→ PROVIDED RECORDS:
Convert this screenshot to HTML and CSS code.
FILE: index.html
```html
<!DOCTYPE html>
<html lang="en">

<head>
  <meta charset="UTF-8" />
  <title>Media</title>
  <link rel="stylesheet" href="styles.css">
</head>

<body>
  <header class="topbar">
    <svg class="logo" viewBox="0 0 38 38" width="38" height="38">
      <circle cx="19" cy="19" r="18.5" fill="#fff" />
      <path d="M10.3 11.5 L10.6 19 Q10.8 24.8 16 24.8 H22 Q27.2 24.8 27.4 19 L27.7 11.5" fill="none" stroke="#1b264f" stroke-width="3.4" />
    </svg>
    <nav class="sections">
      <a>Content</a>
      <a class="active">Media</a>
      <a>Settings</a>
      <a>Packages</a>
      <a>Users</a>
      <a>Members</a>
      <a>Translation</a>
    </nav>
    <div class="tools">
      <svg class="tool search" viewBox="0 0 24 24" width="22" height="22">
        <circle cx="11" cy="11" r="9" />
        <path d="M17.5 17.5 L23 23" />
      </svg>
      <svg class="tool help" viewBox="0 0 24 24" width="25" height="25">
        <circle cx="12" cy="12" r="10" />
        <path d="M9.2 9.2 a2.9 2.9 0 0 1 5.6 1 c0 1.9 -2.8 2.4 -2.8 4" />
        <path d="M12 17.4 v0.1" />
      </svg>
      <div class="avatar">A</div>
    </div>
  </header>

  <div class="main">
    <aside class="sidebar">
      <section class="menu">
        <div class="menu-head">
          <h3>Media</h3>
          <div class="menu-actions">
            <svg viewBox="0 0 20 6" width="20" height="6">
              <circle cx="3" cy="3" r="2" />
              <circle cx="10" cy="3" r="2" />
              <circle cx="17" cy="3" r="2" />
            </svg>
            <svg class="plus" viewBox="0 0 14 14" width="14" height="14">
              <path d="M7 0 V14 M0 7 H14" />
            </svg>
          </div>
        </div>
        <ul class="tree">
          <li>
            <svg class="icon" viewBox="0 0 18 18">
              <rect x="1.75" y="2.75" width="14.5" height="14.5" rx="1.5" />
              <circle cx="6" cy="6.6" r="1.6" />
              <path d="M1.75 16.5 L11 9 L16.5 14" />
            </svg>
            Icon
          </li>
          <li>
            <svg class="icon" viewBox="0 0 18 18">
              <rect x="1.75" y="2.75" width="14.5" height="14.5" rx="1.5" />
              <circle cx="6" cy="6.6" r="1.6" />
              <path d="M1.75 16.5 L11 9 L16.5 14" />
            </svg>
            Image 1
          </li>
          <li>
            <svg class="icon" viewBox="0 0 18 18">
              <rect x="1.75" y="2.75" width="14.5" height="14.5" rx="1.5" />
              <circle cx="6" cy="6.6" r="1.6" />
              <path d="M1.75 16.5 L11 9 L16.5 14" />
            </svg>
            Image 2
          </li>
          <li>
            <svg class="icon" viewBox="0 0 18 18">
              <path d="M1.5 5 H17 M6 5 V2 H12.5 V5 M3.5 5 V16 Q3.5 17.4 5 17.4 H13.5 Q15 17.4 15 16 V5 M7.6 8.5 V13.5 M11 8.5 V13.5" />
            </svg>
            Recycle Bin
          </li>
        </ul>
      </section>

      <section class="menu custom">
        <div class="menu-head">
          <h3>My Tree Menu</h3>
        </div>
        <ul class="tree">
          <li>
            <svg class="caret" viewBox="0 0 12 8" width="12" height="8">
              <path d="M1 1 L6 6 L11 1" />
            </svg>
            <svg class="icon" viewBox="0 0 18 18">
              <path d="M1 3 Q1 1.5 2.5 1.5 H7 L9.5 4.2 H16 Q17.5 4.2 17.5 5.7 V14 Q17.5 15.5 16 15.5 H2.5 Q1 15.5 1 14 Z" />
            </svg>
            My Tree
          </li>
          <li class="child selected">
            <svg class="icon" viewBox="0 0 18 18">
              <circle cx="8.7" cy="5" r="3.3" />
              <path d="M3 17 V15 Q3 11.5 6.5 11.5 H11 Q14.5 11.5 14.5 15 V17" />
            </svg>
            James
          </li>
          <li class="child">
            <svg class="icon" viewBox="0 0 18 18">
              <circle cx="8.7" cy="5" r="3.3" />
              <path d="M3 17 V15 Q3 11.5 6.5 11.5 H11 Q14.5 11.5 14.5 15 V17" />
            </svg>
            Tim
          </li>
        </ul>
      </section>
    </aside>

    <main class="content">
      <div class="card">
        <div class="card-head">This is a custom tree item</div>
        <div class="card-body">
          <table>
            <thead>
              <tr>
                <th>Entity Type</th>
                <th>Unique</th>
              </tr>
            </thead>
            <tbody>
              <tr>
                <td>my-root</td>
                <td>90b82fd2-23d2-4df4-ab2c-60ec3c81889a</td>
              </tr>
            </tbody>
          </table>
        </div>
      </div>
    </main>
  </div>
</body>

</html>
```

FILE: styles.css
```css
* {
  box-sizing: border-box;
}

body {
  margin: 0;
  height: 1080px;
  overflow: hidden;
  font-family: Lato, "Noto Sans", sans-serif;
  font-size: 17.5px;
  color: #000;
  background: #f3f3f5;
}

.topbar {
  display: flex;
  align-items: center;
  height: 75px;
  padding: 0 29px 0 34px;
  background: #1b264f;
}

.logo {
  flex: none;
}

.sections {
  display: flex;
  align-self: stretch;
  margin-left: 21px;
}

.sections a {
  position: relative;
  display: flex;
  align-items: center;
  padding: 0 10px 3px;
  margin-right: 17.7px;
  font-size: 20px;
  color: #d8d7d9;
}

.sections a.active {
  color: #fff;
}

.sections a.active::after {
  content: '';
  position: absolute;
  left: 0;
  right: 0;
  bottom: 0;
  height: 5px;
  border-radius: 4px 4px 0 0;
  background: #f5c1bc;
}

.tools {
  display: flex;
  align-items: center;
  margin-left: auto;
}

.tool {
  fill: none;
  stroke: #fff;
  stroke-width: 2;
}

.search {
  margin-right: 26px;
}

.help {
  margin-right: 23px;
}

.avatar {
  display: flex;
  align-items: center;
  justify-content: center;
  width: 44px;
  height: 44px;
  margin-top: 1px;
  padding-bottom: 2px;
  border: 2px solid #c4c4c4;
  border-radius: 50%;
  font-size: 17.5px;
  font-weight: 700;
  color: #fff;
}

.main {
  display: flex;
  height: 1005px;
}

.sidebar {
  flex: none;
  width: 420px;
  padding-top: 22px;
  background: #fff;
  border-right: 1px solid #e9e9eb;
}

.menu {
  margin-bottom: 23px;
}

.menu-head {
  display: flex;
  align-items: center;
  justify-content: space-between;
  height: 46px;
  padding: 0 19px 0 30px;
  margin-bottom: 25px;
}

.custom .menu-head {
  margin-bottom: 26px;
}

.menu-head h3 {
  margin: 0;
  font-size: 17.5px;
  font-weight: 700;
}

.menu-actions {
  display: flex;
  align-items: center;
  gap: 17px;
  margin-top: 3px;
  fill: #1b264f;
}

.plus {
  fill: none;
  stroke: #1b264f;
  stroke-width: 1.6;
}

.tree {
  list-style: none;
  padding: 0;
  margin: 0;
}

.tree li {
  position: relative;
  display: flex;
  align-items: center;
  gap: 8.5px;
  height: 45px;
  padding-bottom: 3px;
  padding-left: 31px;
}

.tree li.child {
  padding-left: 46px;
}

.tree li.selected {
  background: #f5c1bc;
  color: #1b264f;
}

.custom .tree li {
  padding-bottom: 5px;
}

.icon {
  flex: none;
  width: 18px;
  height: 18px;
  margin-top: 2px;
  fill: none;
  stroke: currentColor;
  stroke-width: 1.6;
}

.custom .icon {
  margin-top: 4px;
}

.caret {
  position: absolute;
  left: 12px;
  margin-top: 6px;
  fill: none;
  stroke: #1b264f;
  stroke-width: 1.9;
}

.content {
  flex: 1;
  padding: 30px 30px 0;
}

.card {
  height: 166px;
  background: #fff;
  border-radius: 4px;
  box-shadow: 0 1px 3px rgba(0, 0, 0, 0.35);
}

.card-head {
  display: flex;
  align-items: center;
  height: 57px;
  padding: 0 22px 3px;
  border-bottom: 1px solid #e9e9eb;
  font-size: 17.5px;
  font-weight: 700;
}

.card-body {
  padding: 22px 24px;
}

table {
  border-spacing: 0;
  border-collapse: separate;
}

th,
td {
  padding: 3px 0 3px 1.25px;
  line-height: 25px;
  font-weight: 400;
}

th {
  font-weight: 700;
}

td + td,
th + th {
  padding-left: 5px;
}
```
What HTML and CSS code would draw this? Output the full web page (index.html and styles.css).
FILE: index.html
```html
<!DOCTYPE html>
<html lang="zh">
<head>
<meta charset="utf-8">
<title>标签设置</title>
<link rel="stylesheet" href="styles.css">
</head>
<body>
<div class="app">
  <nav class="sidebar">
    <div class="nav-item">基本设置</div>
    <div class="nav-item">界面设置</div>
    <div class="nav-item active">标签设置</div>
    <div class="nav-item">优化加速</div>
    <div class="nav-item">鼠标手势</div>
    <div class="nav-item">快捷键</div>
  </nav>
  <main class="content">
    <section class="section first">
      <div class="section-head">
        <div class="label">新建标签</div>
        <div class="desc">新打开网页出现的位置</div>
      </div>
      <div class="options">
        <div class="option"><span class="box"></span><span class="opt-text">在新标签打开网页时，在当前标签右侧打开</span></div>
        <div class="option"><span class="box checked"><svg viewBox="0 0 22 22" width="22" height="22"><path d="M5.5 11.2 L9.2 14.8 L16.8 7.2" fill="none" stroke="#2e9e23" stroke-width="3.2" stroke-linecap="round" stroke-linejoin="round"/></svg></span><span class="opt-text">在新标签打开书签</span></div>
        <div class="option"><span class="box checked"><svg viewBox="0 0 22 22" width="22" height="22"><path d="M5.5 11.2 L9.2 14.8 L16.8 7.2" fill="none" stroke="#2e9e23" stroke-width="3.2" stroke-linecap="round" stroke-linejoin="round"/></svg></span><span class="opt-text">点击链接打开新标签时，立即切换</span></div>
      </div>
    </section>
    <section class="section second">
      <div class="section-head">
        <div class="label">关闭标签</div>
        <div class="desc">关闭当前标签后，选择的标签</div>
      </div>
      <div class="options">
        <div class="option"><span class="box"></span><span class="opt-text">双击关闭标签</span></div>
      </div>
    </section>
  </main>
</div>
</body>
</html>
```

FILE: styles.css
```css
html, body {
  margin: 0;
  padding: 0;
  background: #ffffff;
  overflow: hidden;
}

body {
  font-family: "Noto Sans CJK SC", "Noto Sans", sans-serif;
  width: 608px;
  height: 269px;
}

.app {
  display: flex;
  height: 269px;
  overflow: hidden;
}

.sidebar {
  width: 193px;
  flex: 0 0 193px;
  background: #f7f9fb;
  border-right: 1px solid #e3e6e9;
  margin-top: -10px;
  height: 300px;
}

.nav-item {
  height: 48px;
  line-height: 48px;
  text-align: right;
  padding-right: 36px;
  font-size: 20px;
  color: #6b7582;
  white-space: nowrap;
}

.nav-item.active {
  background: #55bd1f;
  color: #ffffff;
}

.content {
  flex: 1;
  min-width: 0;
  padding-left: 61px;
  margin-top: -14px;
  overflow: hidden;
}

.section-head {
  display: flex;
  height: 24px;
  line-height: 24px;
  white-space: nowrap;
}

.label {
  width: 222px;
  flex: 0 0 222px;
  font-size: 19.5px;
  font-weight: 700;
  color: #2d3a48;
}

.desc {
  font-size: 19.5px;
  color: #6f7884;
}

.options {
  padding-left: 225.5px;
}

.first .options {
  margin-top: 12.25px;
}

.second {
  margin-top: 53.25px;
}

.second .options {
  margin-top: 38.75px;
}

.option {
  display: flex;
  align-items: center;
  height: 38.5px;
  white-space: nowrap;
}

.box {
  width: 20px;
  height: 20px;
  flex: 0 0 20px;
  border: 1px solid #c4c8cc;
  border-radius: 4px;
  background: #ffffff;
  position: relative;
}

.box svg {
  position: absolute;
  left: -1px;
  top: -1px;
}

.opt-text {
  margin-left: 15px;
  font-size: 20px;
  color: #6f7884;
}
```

→ WHAT THIS TASK INVOLVES:
Select every line of the records holding the string "code".

→ EXERCISE SOLUTION:
Convert this screenshot to HTML and CSS code.
What HTML and CSS code would draw this? Output the full web page (index.html and styles.css).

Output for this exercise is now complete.